The “dog’s breakfast” that is City regulation

Mervyn King spends "more time..... talking about tennis" than about finance.

Labour peers have rounded on the government this week over its Financial Services Bill, which will overhaul the way the City is regulated.

Opposition spokesman Lord Eatwell attacked the Bill as a “dog’s breakfast” which failed the  four tests of “accountability, clarity, efficiency and transparency."

The Bill was receiving its second reading in the House of Lords yesterday. Lord Eatwell said that “instead of drafting a new template for the financial services industry” the government had constructed a “dog’s breakfast of amendments to earlier legislation”.

He promised to press for improvements to be made to the Bill, which he said was "flawed."

Former City minister Lord Myners joined the criticism, claiming Bank chief Mervyn King spent more time in board meetings talking about tennis “than about issues of financial stability”.
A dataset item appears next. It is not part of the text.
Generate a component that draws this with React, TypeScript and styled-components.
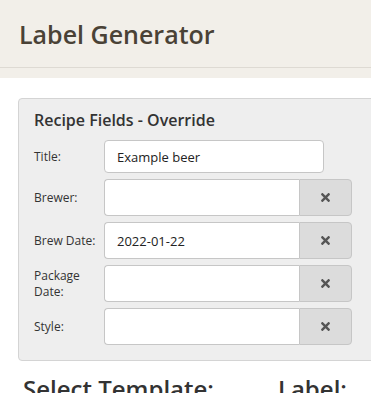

However, Lord Sassoon, Treasury minister, defended the Bill, saying that the current system had failed because “no one had the single responsibility to monitor the financial system”. The new legislation would put power firmly with the Bank of England, he said.

The Bill, which has completed its Commons stages, was carried over from the previous parliamentary session. It tears up the tripartite system of regulation where powers is shared between the Treasury, the Bank and the Financial Standards Authority.

Instead, a new Financial Policy Committee (FPC) within the Bank of England, will be tasked with monitoring systemic risks, while the Bill also creates a Prudential Regulation Authority (PRA) as a subsidiary of the Bank of England, and a Financial Conduct Authority (FCA) covering consumer protection.

Yesterday, it was announced that the outgoing chairman of KPMG, John Griffith-Jones, has been appointed as the first non-executive chair designate of the FCA.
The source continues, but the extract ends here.